> _TASK TO COMPLETE_: Restate the data word for word and leave the images out.

> _AVAILABLE DATA_:

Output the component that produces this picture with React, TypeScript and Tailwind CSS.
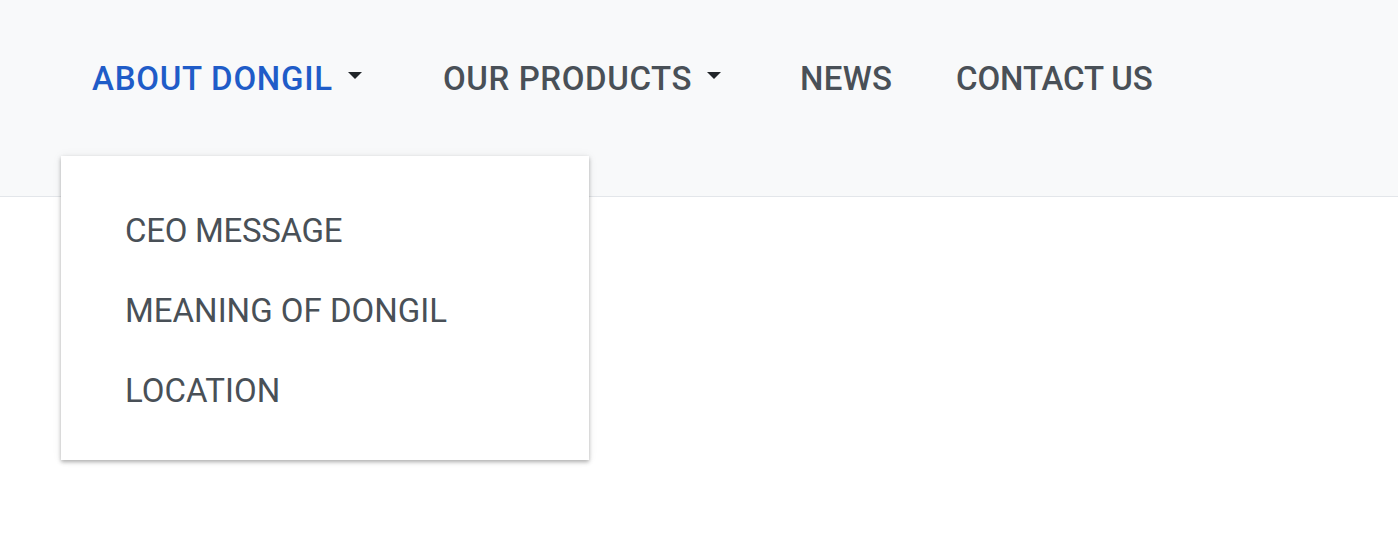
function Caret() {
  return (
    <span className="ml-[15px] inline-block h-0 w-0 border-x-[7px] border-t-[7px] border-x-transparent border-t-[#212529] translate-y-[-11px]" />
  );
}

export default function App() {
  return (
    <div className="relative h-[546px] w-full bg-white" style={{ fontFamily: "Roboto, 'Noto Sans', sans-serif" }}>
      <header className="h-[197px] border-b border-[#e3e6ea] bg-[#f8f9fa]">
        <nav className="flex pl-[92px] pt-[59px] text-[33px] font-medium leading-[40px] text-[#495057]">
          <div className="flex w-[351px] items-baseline text-[#1f5cc8]">
            <span className="tracking-[0.75px]">ABOUT DONGIL</span>
            <Caret />
          </div>
          <div className="flex w-[357px] items-baseline">
            <span className="tracking-[0.6px]">OUR PRODUCTS</span>
            <Caret />
          </div>
          <div className="w-[156px] tracking-[0.3px]">NEWS</div>
          <div className="tracking-[-0.1px]">CONTACT US</div>
        </nav>
      </header>
      <div className="absolute left-[61px] top-[156px] h-[304px] w-[528px] bg-white pl-[64px] pt-[35px] shadow-[0_2px_4px_rgba(0,0,0,0.3),0_0_10px_rgba(0,0,0,0.06)]">
        <ul className="text-[33px] font-normal leading-[80px] text-[#495057]">
          <li className="tracking-[-0.3px]">CEO MESSAGE</li>
          <li>MEANING OF DONGIL</li>
          <li>LOCATION</li>
        </ul>
      </div>
    </div>
  );
}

> _ANSWER TO THIS PROBLEM_:
Output the component that produces this picture with React, TypeScript and Tailwind CSS.
function Caret() {
  return (
    <span className="ml-[15px] inline-block h-0 w-0 border-x-[7px] border-t-[7px] border-x-transparent border-t-[#212529] translate-y-[-11px]" />
  );
}

export default function App() {
  return (
    <div className="relative h-[546px] w-full bg-white" style={{ fontFamily: "Roboto, 'Noto Sans', sans-serif" }}>
      <header className="h-[197px] border-b border-[#e3e6ea] bg-[#f8f9fa]">
        <nav className="flex pl-[92px] pt-[59px] text-[33px] font-medium leading-[40px] text-[#495057]">
          <div className="flex w-[351px] items-baseline text-[#1f5cc8]">
            <span className="tracking-[0.75px]">ABOUT DONGIL</span>
            <Caret />
          </div>
          <div className="flex w-[357px] items-baseline">
            <span className="tracking-[0.6px]">OUR PRODUCTS</span>
            <Caret />
          </div>
          <div className="w-[156px] tracking-[0.3px]">NEWS</div>
          <div className="tracking-[-0.1px]">CONTACT US</div>
        </nav>
      </header>
      <div className="absolute left-[61px] top-[156px] h-[304px] w-[528px] bg-white pl-[64px] pt-[35px] shadow-[0_2px_4px_rgba(0,0,0,0.3),0_0_10px_rgba(0,0,0,0.06)]">
        <ul className="text-[33px] font-normal leading-[80px] text-[#495057]">
          <li className="tracking-[-0.3px]">CEO MESSAGE</li>
          <li>MEANING OF DONGIL</li>
          <li>LOCATION</li>
        </ul>
      </div>
    </div>
  );
}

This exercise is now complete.